Grover Cleveland persists in our popular memory as a bundle of colorful details. He became president in spite of a sex scandal, winning as the candidate of “Rum, Romanism, and Rebellion” (a slogan that hurt his Republican opponent worse than Cleveland); served two non-consecutive terms as president, losing the office in 1888 despite winning the popular vote; and in his final term survived a secret operation to remove a mouth tumor. It would be nice to say that Cleveland, like his predecessor Chester Arthur, left behind a record of presidential accomplishments that merited his recovery from obscurity. Alas, in office the 22nd/24th president displayed the narrowness of vision and lack of creativity so typical of the White House’s denizens. Seeing himself as the heir of Jefferson and Jackson, he favored a small and inactive national government. President Grover opposed higher tariffs, Civil War veterans’ pensions, and federal disaster relief, which he claimed would “weaken the sturdiness of our national character,” and he blocked federal monitoring of Southern elections (which would have benefited black voters). He also supported Big Business in most of its forms. He favored the deflationary gold standard, even during the depression following the Panic of 1893; used federal troops to help crush the Pullman Strike of 1894; and hobnobbed with bankers and other princes of the Gilded Age. Essentially, he governed as a Democratic-Republican, simultaneously promulgating an outdated Jeffersonian vision of governance and quasi-Hamiltonian policies that favored the rich. We could say that he typified an era in which the American electorate evenly divided their votes between Republicans and Democrats. Cleveland tried to appeal to voters from both parties. A trimmer is not a leader, however, nor someone whose presidency benefits large numbers of people. The best one can say about Cleveland is that he wasn’t a total disaster.

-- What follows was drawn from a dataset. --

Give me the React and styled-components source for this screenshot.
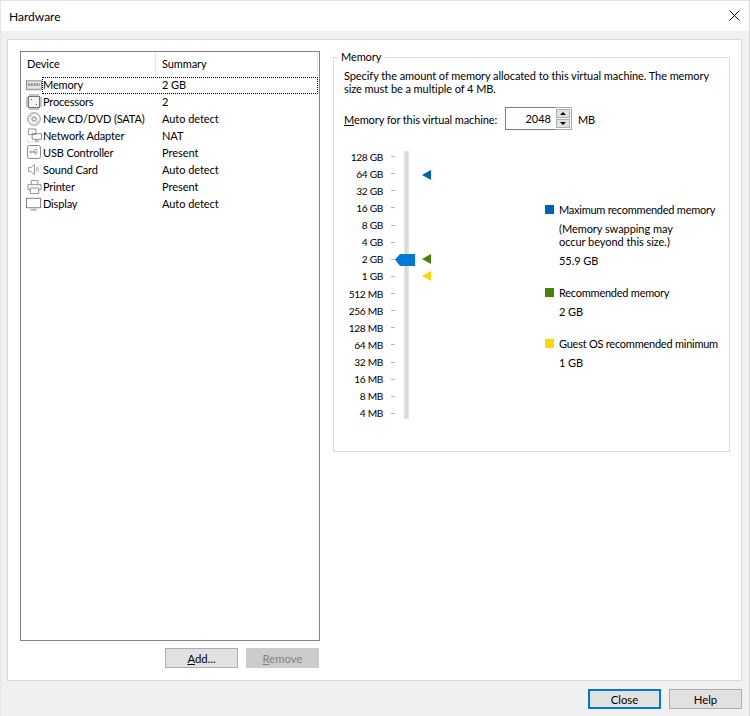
import React from "react";
import styled, { createGlobalStyle } from "styled-components";

const Global = createGlobalStyle`
  html, body { margin: 0; padding: 0; background: #f0f0f0; }
  * { box-sizing: border-box; }
  body { font-family: "Lato", "Open Sans", "Liberation Sans", sans-serif; font-size: 11px; letter-spacing: -0.1px; color: #000; }
`;

const Window = styled.div`
  position: relative; width: 750px; height: 716px; background: #f0f0f0;
  border-left: 1px solid #e6e6e6; border-right: 1px solid #d8d8d8; border-top: 1px solid #e4e4e4;
  display: flex; flex-direction: column; overflow: hidden;
`;
const EdgeMark = styled.i`
  position: absolute; left: -1px; width: 1px; display: block;
  top: ${p => p.$top}px; height: ${p => p.$h}px; background: ${p => p.$c};
`;
const TitleBar = styled.header`
  height: 30px; flex: none; background: #fff; display: flex; align-items: center;
  justify-content: space-between; padding: 0 9px 0 8px;
`;
const Title = styled.h1`margin: 0; font-size: 12px; font-weight: 400; letter-spacing: 0;`;
const CloseX = styled.svg`width: 11px; height: 11px; display: block; margin-top: -1px;`;

const Panel = styled.main`
  margin: 8px 7px 0 6px; height: 642px; flex: none; background: #fff; border: 1px solid #d9d9d9;
  padding: 11px 10px 0 12px; display: flex; gap: 13px;
`;
const LeftCol = styled.section`width: 300px; flex: none; display: flex; flex-direction: column;`;
const List = styled.div`width: 300px; height: 590px; border: 1px solid #82828e; display: flex; flex-direction: column;`;
const HeaderRow = styled.div`display: flex; height: 25px; flex: none;`;
const HeadCell = styled.div`
  width: ${p => p.$w}px; padding-left: 6px; padding-bottom: 1px; display: flex; align-items: center;
  border-right: 1px solid #e5e5e5; margin-bottom: 1px;
`;
const Rows = styled.div`display: flex; flex-direction: column;`;
const Row = styled.div`display: flex; height: 17px; padding-left: 5px; padding-right: 1px; align-items: stretch;`;
const IconBox = styled.span`width: 16px; flex: none; display: flex; align-items: center; padding-bottom: 2px; overflow: visible;`;
const Cells = styled.div`
  flex: 1; display: flex; align-items: center; padding-bottom: 3px;
  border: 1px dotted ${p => (p.$focus ? "#000" : "transparent")};
`;
const NameCell = styled.span`width: 119px; white-space: nowrap; letter-spacing: -0.15px;`;
const SummaryCell = styled.span`white-space: nowrap; letter-spacing: -0.05px;`;

const ListActions = styled.div`display: flex; justify-content: flex-end; gap: 8px; padding: 7px 1px 0 0;`;
const Btn = styled.button`
  width: 73px; height: 20px; padding: 0; font: inherit; font-size: 11.3px; letter-spacing: 0;
  color: ${p => (p.disabled ? "#838383" : "#000")};
  background: ${p => (p.disabled ? "#cccccc" : "#e1e1e1")};
  border: 1px solid ${p => (p.disabled ? "#cccccc" : "#adadad")};
  ${p => p.$primary && "border: 2px solid #0078d7;"}
  display: flex; align-items: center; justify-content: center;
  u { text-decoration: underline; text-underline-offset: 1px; }
`;

const Group = styled.fieldset`
  margin: -1px 0 0 0; width: 397px; height: 402px; border: 1px solid #dcdcdc; padding: 0 10px 0 10px; min-width: 0;
  display: block;
`;
const GroupLabel = styled.legend`padding: 0 3px; margin-left: -6px; line-height: 14px;`;
const Intro = styled.p`margin: 5px 0 0 0; line-height: 13px; width: 380px; letter-spacing: -0.07px;`;
const SpinRow = styled.div`display: flex; align-items: center; margin-top: 12px; height: 23px;`;
const SpinLabel = styled.label`width: 161px; white-space: nowrap; padding-top: 2px; u { text-underline-offset: 1px; }`;
const SpinBox = styled.div`display: flex; width: 67px; height: 23px; border: 1px solid #a8a8a8; margin-right: 6px;`;
const SpinInput = styled.div`
  width: 50px; margin: -1px 0 -1px -1px; border: 1px solid #7a7a7a; border-right: none;
  display: flex; align-items: center; justify-content: flex-end; padding-right: 4px; letter-spacing: 0;
`;
const SpinUnit = styled.span`padding-top: 2px;`;
const SpinBtns = styled.div`flex: 1; display: flex; flex-direction: column; gap: 1px; padding: 1px;`;
const SpinBtn = styled.div`
  flex: 1; background: #e1e1e1; border: 1px solid #adadad; display: flex; align-items: center; justify-content: center;
  &::after { content: ""; border-left: 3px solid transparent; border-right: 3px solid transparent;
    ${p => (p.$up ? "border-bottom: 3px solid #000;" : "border-top: 3px solid #000;")} }
`;

const Chart = styled.div`display: flex; margin-top: 18px; margin-left: -5px;`;
const Scale = styled.div`display: flex; flex-direction: column; width: 56px; flex: none;`;
const ScaleRow = styled.div`height: 17.13px; display: flex; align-items: center; justify-content: flex-end; white-space: nowrap; font-size: 10.2px; letter-spacing: -0.35px;`;
const Tick = styled.span`width: 4px; height: 1px; background: #b5b5b5; margin-left: 8px; flex: none;`;
const TrackCol = styled.div`position: relative; width: 60px; height: 274px; margin-left: 9px; flex: none;`;
const Track = styled.div`position: absolute; left: 0; top: 3px; width: 5px; height: 268px; background: #d9dcdb; border: 1px solid #e4e6e5;`;
const Thumb = styled.svg`position: absolute; left: -9px; top: 105px; width: 20px; height: 13px; display: block;`;
const Marker = styled.span`
  position: absolute; left: 18px; top: ${p => p.$top}px; width: 0; height: 0;
  border-top: 5px solid transparent; border-bottom: 5px solid transparent; border-right: 9px solid ${p => p.$c};
`;

const Legend = styled.div`
  display: flex; flex-direction: column; margin-left: 81px; padding-top: 55px; width: 175px; flex: none;
`;
const LegendItem = styled.div`display: flex; flex-direction: column; margin-bottom: ${p => p.$mb}px;`;
const LegendHead = styled.div`display: flex; align-items: center; height: 13px; white-space: nowrap; letter-spacing: -0.24px;`;
const Swatch = styled.span`width: 9px; height: 9px; background: ${p => p.$c}; margin-right: 5px; flex: none;`;
const LegendText = styled.div`margin: ${p => p.$mt}px 0 0 14px; line-height: 13px; white-space: nowrap; letter-spacing: -0.05px;`;

const Footer = styled.footer`display: flex; justify-content: flex-end; gap: 8px; padding: 8px 7px 0 0;`;

const sw = "#8a8a8a";
const Icons = {
  memory: (
    <svg width="17" height="12" viewBox="0 0 17 12" style={{ marginTop: 2 }}>
      <rect x="0.5" y="0.5" width="16" height="9" fill="#e6e6e6" stroke={sw} />
      <path d="M2 3h2v3H2zM5 3h2v3H5zM8 3h2v3H8zM11 3h2v3h-2zM14 3h1v3h-1z" fill="#8f8f8f" />
      <path d="M1 10.5h15" stroke="#b5b5b5" strokeDasharray="1 1" />
    </svg>
  ),
  cpu: (
    <svg width="16" height="16" viewBox="0 0 16 16">
      <rect x="2.5" y="2.5" width="11" height="11" fill="#f3f3f3" stroke="#777" />
      <path d="M4 0v2M6 0v2M8 0v2M10 0v2M12 0v2M4 14v2M6 14v2M8 14v2M10 14v2M12 14v2M0 4h2M0 6h2M0 8h2M0 10h2M0 12h2M14 4h2M14 6h2M14 8h2M14 10h2M14 12h2" stroke="#8a8a8a" />
      <rect x="5" y="5" width="1" height="1" fill="#555" />
      <rect x="10" y="10" width="1" height="1" fill="#555" />
    </svg>
  ),
  cd: (
    <svg width="16" height="16" viewBox="0 0 16 16" style={{ marginLeft: 1 }}>
      <circle cx="7.5" cy="8" r="6.7" fill="#f2f2f2" stroke={sw} />
      <circle cx="7.5" cy="8" r="2.2" fill="#fff" stroke="#777" />
      <path d="M3.5 6a4.5 4.5 0 0 1 2-2M9.5 12a4.500 4.500 0 0 0 2-2" stroke="#b0b0b0" fill="none" />
    </svg>
  ),
  net: (
    <svg width="15" height="15" viewBox="0 0 16 15" style={{ marginLeft: 1 }}>
      <path d="M1.500 0.500h8v6h-8zM5.500 5.500h10v6h-10z" fill="#fff" stroke={sw} />
      <path d="M10 11.500v2M8 13.500h5" stroke={sw} />
      <path d="M0 9.500v5h6" stroke="#aaa" strokeDasharray="1 1" fill="none" />
    </svg>
  ),
  usb: (
    <svg width="15" height="15" viewBox="0 0 15 15" style={{ marginLeft: 1 }}>
      <rect x="0.5" y="0.5" width="13" height="13" rx="2" fill="#fff" stroke={sw} />
      <path d="M3 7h8M6 7l2-2.500h2M7 7l1.500 2H10" stroke="#8c8c8c" fill="none" />
      <circle cx="3.500" cy="7" r="1" fill="#8c8c8c" />
    </svg>
  ),
  sound: (
    <svg width="13" height="11" viewBox="0 0 15 13" style={{ marginLeft: 2 }}>
      <path d="M0.500 4h3l4-3.500v12l-4-3.500h-3z" fill="#fff" stroke={sw} />
      <path d="M9.500 4q1 2.500 0 5M11.500 3q1.500 3.500 0 7" stroke="#a0a0a0" fill="none" />
    </svg>
  ),
  printer: (
    <svg width="15" height="14" viewBox="0 0 16 15" style={{ marginLeft: 1 }}>
      <path d="M4.500 5V0.500h7V5" fill="#fff" stroke={sw} />
      <path d="M3.500 10.500h-2.500v-5.500h14v5.500h-2.500" fill="#fff" stroke={sw} />
      <path d="M3.500 8.500h9v6h-9z" fill="#fff" stroke={sw} />
    </svg>
  ),
  display: (
    <svg width="18" height="15" viewBox="0 0 18 15" style={{ marginTop: 1 }}>
      <rect x="0.500" y="0.500" width="16" height="10.500" fill="#fff" stroke="#6f6f6f" />
      <rect x="1.500" y="11" width="14" height="1" fill="#c9c9c9" />
      <path d="M5 13.500h7" stroke="#a0a0a0" strokeWidth="1.500" />
    </svg>
  ),
};

const devices = [
  ["memory", "Memory", "2 GB"],
  ["cpu", "Processors", "2"],
  ["cd", "New CD/DVD (SATA)", "Auto detect"],
  ["net", "Network Adapter", "NAT"],
  ["usb", "USB Controller", "Present"],
  ["sound", "Sound Card", "Auto detect"],
  ["printer", "Printer", "Present"],
  ["display", "Display", "Auto detect"],
];
const sizes = ["128 GB","64 GB","32 GB","16 GB","8 GB","4 GB","2 GB","1 GB","512 MB","256 MB","128 MB","64 MB","32 MB","16 MB","8 MB","4 MB"];

export default function App() {
  return (
    <>
      <Global />
      <Window>
        <EdgeMark $top={141} $h={36} $c="#3f6fb0" />
        <EdgeMark $top={631} $h={2} $c="#555" />
        <EdgeMark $top={682} $h={10} $c="#a0525c" />
        <TitleBar>
          <Title>Hardware</Title>
          <CloseX viewBox="0 0 11 11"><path d="M0.500 0.500l10 10M10.500 0.500l-10 10" stroke="#111" fill="none" /></CloseX>
        </TitleBar>
        <Panel>
          <LeftCol>
            <List>
              <HeaderRow>
                <HeadCell $w={135}>Device</HeadCell>
                <HeadCell $w={162}>Summary</HeadCell>
              </HeaderRow>
              <Rows>
                {devices.map(([k, n, s], i) => (
                  <Row key={n}>
                    <IconBox>{Icons[k]}</IconBox>
                    <Cells $focus={i === 0}>
                      <NameCell>{n}</NameCell>
                      <SummaryCell>{s}</SummaryCell>
                    </Cells>
                  </Row>
                ))}
              </Rows>
            </List>
            <ListActions>
              <Btn><span><u>A</u>dd...</span></Btn>
              <Btn disabled><span><u>R</u>emove</span></Btn>
            </ListActions>
          </LeftCol>
          <Group>
            <GroupLabel>Memory</GroupLabel>
            <Intro>Specify the amount of memory allocated to this virtual machine. The memory size must be a multiple of 4 MB.</Intro>
            <SpinRow>
              <SpinLabel><u>M</u>emory for this virtual machine:</SpinLabel>
              <SpinBox>
                <SpinInput>2048</SpinInput>
                <SpinBtns><SpinBtn $up /><SpinBtn /></SpinBtns>
              </SpinBox>
              <SpinUnit>MB</SpinUnit>
            </SpinRow>
            <Chart>
              <Scale>
                {sizes.map((s, i) => (
                  <ScaleRow key={i}>{s}<Tick /></ScaleRow>
                ))}
              </Scale>
              <TrackCol>
                <Track />
                <Marker $top={22} $c="#0063b1" />
                <Marker $top={106} $c="#498205" />
                <Marker $top={123} $c="#ffd800" />
                <Thumb viewBox="0 0 20 13"><path d="M0 6.500L5 1h15v12H5z" fill="#0078d7" /></Thumb>
              </TrackCol>
              <Legend>
                <LegendItem $mb={19}>
                  <LegendHead><Swatch $c="#0063b1" />Maximum recommended memory</LegendHead>
                  <LegendText $mt={6}>(Memory swapping may<br />occur beyond this size.)</LegendText>
                  <LegendText $mt={6}>55.9 GB</LegendText>
                </LegendItem>
                <LegendItem $mb={19}>
                  <LegendHead><Swatch $c="#498205" />Recommended memory</LegendHead>
                  <LegendText $mt={6}>2 GB</LegendText>
                </LegendItem>
                <LegendItem $mb={0}>
                  <LegendHead><Swatch $c="#ffd800" />Guest OS recommended minimum</LegendHead>
                  <LegendText $mt={6}>1 GB</LegendText>
                </LegendItem>
              </Legend>
            </Chart>
          </Group>
        </Panel>
        <Footer>
          <Btn $primary>Close</Btn>
          <Btn>Help</Btn>
        </Footer>
      </Window>
    </>
  );
}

Democrats probably wouldn’t even agree with that assessment. GC’s weak response to the Panic of 1893 helped Republicans take control of Congress and recover the presidency. They would not relinquish the White House to a Democrat for another sixteen years.
That Cleveland’s untidy personal life had little bearing on his subsequent political career does bear consideration. In Your Humble Narrator’s youth, politicos and the press believed that one sex scandal or unseemly divorce sufficed to ruin a person’s political ambitions, with Gary Hart and Nelson Rockefeller as Exhibit A. I doubt this was ever really true, and certainly Reagan (divorced) and Clinton (obvious horndog) demonstrated its irrelevance by the last quarter of the twentieth century. What voters dislike far more than an adulterer is a liar, as James Blaine (“Continental Liar from the State of Maine”) discovered in 1884. Cleveland at least acknowledged that he’d fathered a child out of wedlock and paid child support. Good enough, said the voters.
I imagine more Puritanical standards apply to female candidates for high office, American society being what it is. Whether these have any bearing on the election of a female president we will not know for at least another four years.